0

I am trying to figure out why our Oracle 11g has been misbehaving. We are getting the following error in all our jobs which access the database with JDBC:

Error message: java.sql.SQLRecoverableException: IO Error: Connection reset

Before anyone gets upset, yes, I have checked the other related links on stack overflow (and goodness only knows how many other sites). Nothing so far has helped and I'm wondering what I could try next.
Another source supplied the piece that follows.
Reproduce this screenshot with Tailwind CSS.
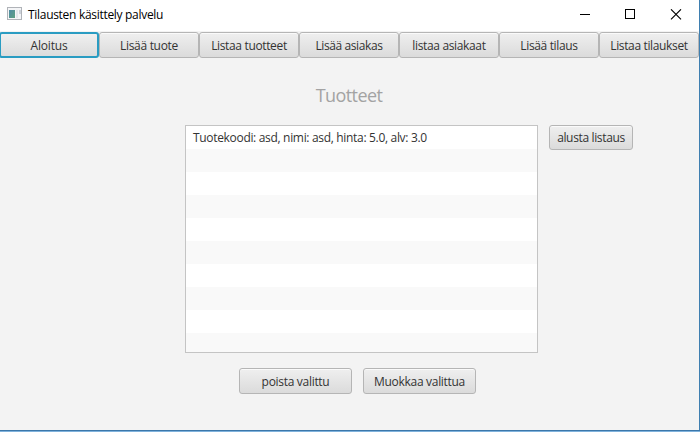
<!DOCTYPE html>
<html lang="fi">
<head>
<meta charset="utf-8">
<title>Tilausten käsittely palvelu</title>
<script src="https://cdn.jsdelivr.net/npm/@tailwindcss/browser@4"></script>
</head>
<body class="w-[700px] h-[432px] overflow-hidden bg-[#f3f3f3] font-['Open_Sans','Noto_Sans',sans-serif] text-[12px] text-[#333333]">
<div class="flex flex-col w-[700px] h-[432px] overflow-hidden">
  <div class="flex flex-1 min-h-0 w-full">
    <div class="flex flex-col w-[699px] shrink-0 overflow-hidden">
      <header class="flex h-[31px] shrink-0 bg-white items-center pl-[7px] text-black">
        <svg class="shrink-0 -mt-[3px]" width="16" height="14" viewBox="0 0 16 14">
          <defs><linearGradient id="g" x2="1" y2="1"><stop stop-color="#4f8ba5"/><stop offset="1" stop-color="#5da181"/></linearGradient></defs>
          <rect x=".5" y=".5" width="14" height="12" fill="#f4f5f7" stroke="#b0b3b8"/>
          <rect x="2" y="3" width="6" height="8" fill="url(#g)"/>
          <rect x="9" y="3" width="2" height="8" fill="#e3e7eb"/>
          <rect x="12" y="3" width="2" height="4" fill="#cdd2d9"/>
        </svg>
        <span class="ml-[5px] -mt-[2px] whitespace-nowrap tracking-[-0.3px]">Tilausten käsittely palvelu</span>
        <svg class="ml-auto mr-[16px] -mt-[2px] shrink-0" width="104" height="12" viewBox="0 0 104 12" fill="none" stroke="#000">
          <path d="M1 5.5H11M46.5 .5h9v9h-9z" shape-rendering="crispEdges"/>
          <path d="M92 .3l10 10M102 .3L92 10.3" stroke-width="1.1"/>
        </svg>
      </header>
      <nav class="flex -ml-px pt-px h-[27px] w-[700px] shrink-0">
        <button class="w-[100px] h-[26px] pt-px rounded-[3px] border-2 border-[#2a9cc2] bg-linear-to-b from-[#f0f0f0] to-[#dcdcdc] leading-[21px] tracking-[-0.2px] whitespace-nowrap">Aloitus</button>
        <button class="w-[100px] h-[26px] pt-px rounded-[3px] border border-[#b5b5b5] bg-linear-to-b from-[#efefef] to-[#dbdbdb] shadow-[inset_0_1px_0_#fafafa] leading-[23px] tracking-[-0.3px] whitespace-nowrap">Lisää tuote</button>
        <button class="w-[100px] h-[26px] pt-px rounded-[3px] border border-[#b5b5b5] bg-linear-to-b from-[#efefef] to-[#dbdbdb] shadow-[inset_0_1px_0_#fafafa] leading-[23px] tracking-[-0.35px] whitespace-nowrap">Listaa tuotteet</button>
        <button class="w-[100px] h-[26px] pt-px rounded-[3px] border border-[#b5b5b5] bg-linear-to-b from-[#efefef] to-[#dbdbdb] shadow-[inset_0_1px_0_#fafafa] leading-[23px] tracking-[-0.4px] whitespace-nowrap">Lisää asiakas</button>
        <button class="w-[100px] h-[26px] pt-px rounded-[3px] border border-[#b5b5b5] bg-linear-to-b from-[#efefef] to-[#dbdbdb] shadow-[inset_0_1px_0_#fafafa] leading-[23px] tracking-[-0.35px] whitespace-nowrap">listaa asiakaat</button>
        <button class="w-[100px] h-[26px] pt-px rounded-[3px] border border-[#b5b5b5] bg-linear-to-b from-[#efefef] to-[#dbdbdb] shadow-[inset_0_1px_0_#fafafa] leading-[23px] tracking-[-0.35px] whitespace-nowrap">Lisää tilaus</button>
        <button class="w-[100px] h-[26px] pt-px rounded-[3px] border border-[#b5b5b5] bg-linear-to-b from-[#efefef] to-[#dbdbdb] shadow-[inset_0_1px_0_#fafafa] leading-[23px] tracking-[-0.35px] whitespace-nowrap">Listaa tilaukset</button>
      </nav>
      <main class="flex flex-col">
        <h1 class="mt-[24px] h-[27px] w-[699px] pr-px text-center text-[18px] leading-[27px] tracking-[-0.6px] font-normal text-[#a3a3a3]">Tuotteet</h1>
        <div class="flex mt-[16px] ml-[185px] gap-[11px] items-start">
          <div class="w-[353px] h-[228px] border border-[#c4c4c4] bg-white overflow-hidden">
            <div class="h-[23px] pl-[7px] leading-[24px] tracking-[-0.32px] whitespace-nowrap">Tuotekoodi: asd, nimi: asd, hinta: 5.0, alv: 3.0</div>
            <div class="h-[23px] bg-[#f9f9f9]"></div><div class="h-[23px]"></div>
            <div class="h-[23px] bg-[#f9f9f9]"></div><div class="h-[23px]"></div>
            <div class="h-[23px] bg-[#f9f9f9]"></div><div class="h-[23px]"></div>
            <div class="h-[23px] bg-[#f9f9f9]"></div><div class="h-[23px]"></div>
            <div class="h-[23px] bg-[#f9f9f9]"></div>
          </div>
          <button class="w-[84px] h-[25px] pt-px rounded-[3px] border border-[#b5b5b5] bg-linear-to-b from-[#efefef] to-[#dbdbdb] shadow-[inset_0_1px_0_#fafafa] leading-[22px] tracking-[-0.35px] whitespace-nowrap">alusta listaus</button>
        </div>
        <div class="flex mt-[15px] ml-[239px] gap-[11px]">
          <button class="w-[113px] h-[26px] pt-px rounded-[3px] border border-[#b5b5b5] bg-linear-to-b from-[#efefef] to-[#dbdbdb] shadow-[inset_0_1px_0_#fafafa] leading-[24px] tracking-[-0.3px] whitespace-nowrap">poista valittu</button>
          <button class="w-[113px] h-[26px] pt-px rounded-[3px] border border-[#b5b5b5] bg-linear-to-b from-[#efefef] to-[#dbdbdb] shadow-[inset_0_1px_0_#fafafa] leading-[24px] tracking-[-0.3px] whitespace-nowrap">Muokkaa valittua</button>
        </div>
      </main>
    </div>
    <div class="w-px bg-[#3f7fb0]"></div>
  </div>
  <div class="h-px shrink-0 bg-[#3b77aa]"></div>
  <div class="h-px shrink-0 bg-[#7fb2dc]"></div>
</div>
</body>
</html>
The situation has worsened over the past few months and the only thing which has changed is that the jobs which access the database are running in docker containers. The only affected database is the oracle 11g (we have several other databases including oracle 12c). I can access the 11g database using sqlplus without difficulty.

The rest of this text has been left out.